After that, he said, he was contacted via e-mail, “several (times),” by a woman who said she had contacted “someone on Vashon” and said she was going to have them taken there because she was worried for them. “I wrote back and said, these geese have been there for 18 years, you have no right to do that.”
(The white geese of Fauntleroy’s shore, photographed May 2010 by Bonnie)
He believes she is one of the two who captured them. “The thing that disturbs me the most, the geese were down there by consent of the neighbors … while kids weren’t always kind to them, they were able to survive for 18 years. I have seen people at the park pet them, enjoy them, feed them .. they gave folks such joy … (the removal) has really destroyed something beautiful that was going on at the parks.”
He said one ferry-dock employee had watched them over the years; “I went to the ferry dock (once) looking for them, (an employee asked) ‘can I help you?'” He replied, “I was just looking for our geese.”
As he recalls it, she said, “YOUR geese? Oh, so what’s YOUR story? Everybody has a story about the geese.”
He explained he was the one who originally brought them to the Fauntleroy shore. “She opened up the back door of the toll booth and said, ‘I’ve catalogued “your geese” for the past 20 years and your story matches” (what she had seen).'” She had photos of them all, he said.
Now, the only photos you’ll see of them are via the BaaHaus page on Facebook.
We asked the BaaHaus rep what their lives will be like at their six-acre compound.
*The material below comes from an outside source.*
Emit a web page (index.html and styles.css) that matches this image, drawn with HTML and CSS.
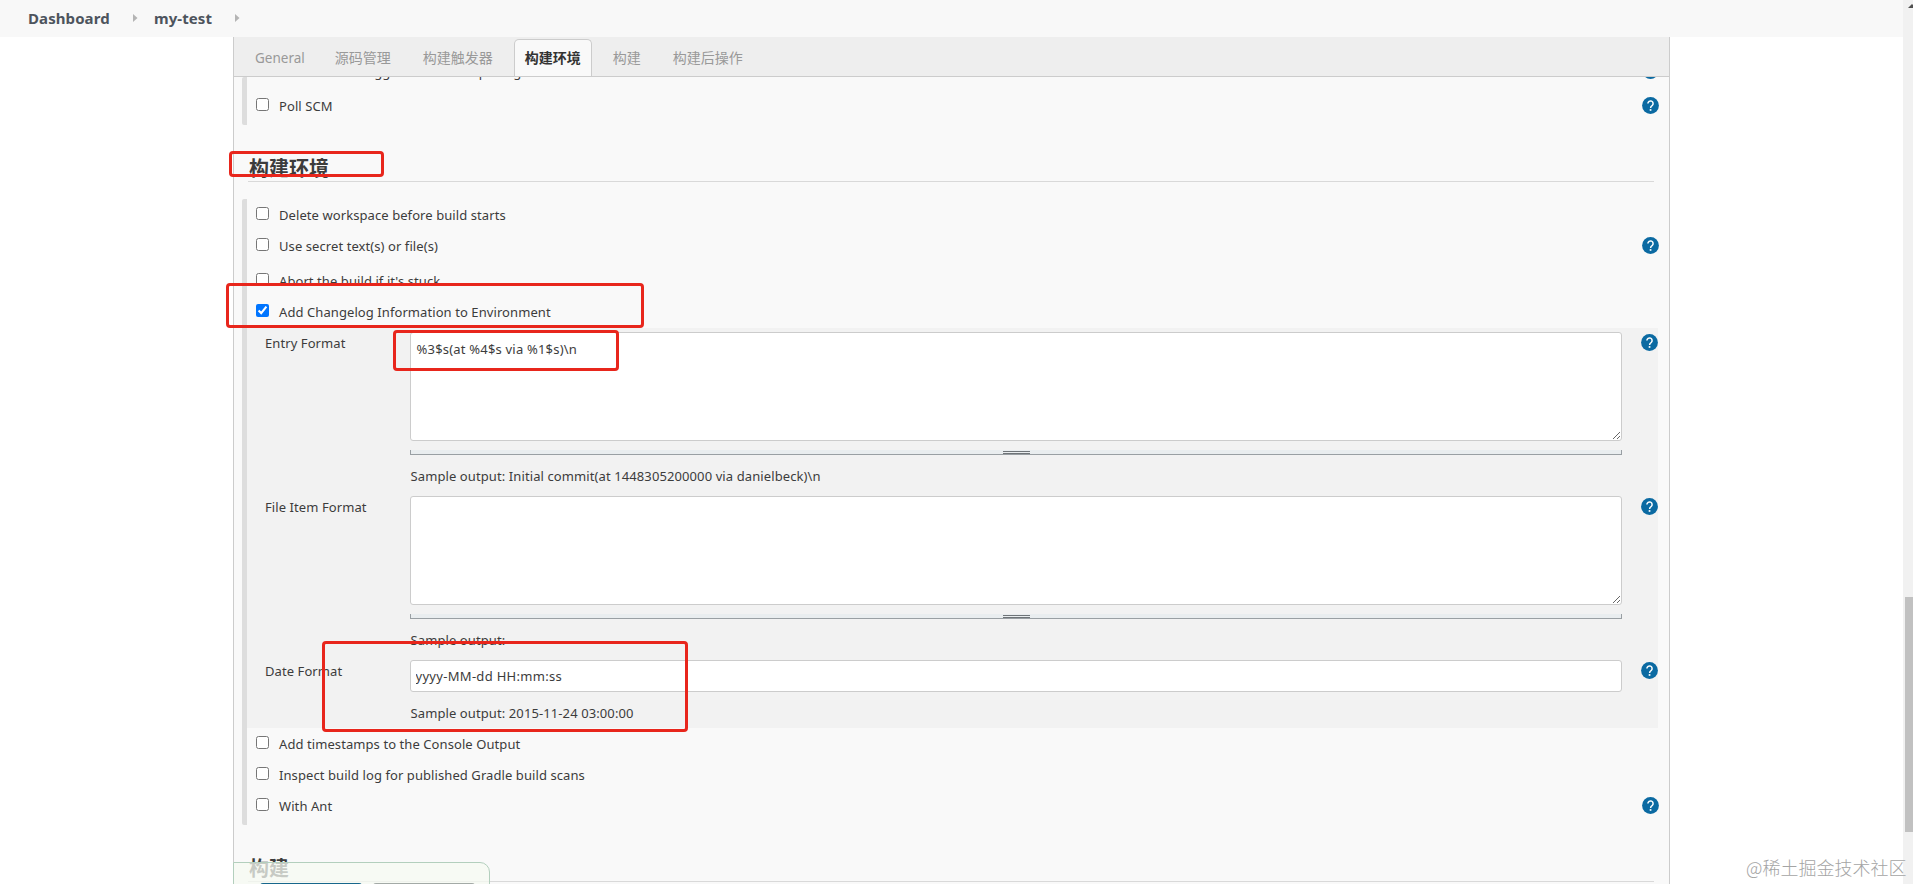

“BaaHaus provides a permanent secure home for its animal residents. Once the geese are out of quarantine … we will work to integrate them into the flock. Anyone who knows geese will tell you they are very smart and extremely social animals. The geese at BaaHaus form and re-form attachments all the time. Today we have six different enclosures where they spend the night depending on who they decide to settle in with at the end of the day. These enclosures are fortified against raccoons and other predators and contain covered shelter as well as water for swimming and drinking. During the day the geese roam the BaaHaus double-fenced acreage and play in the large 2 level pond.”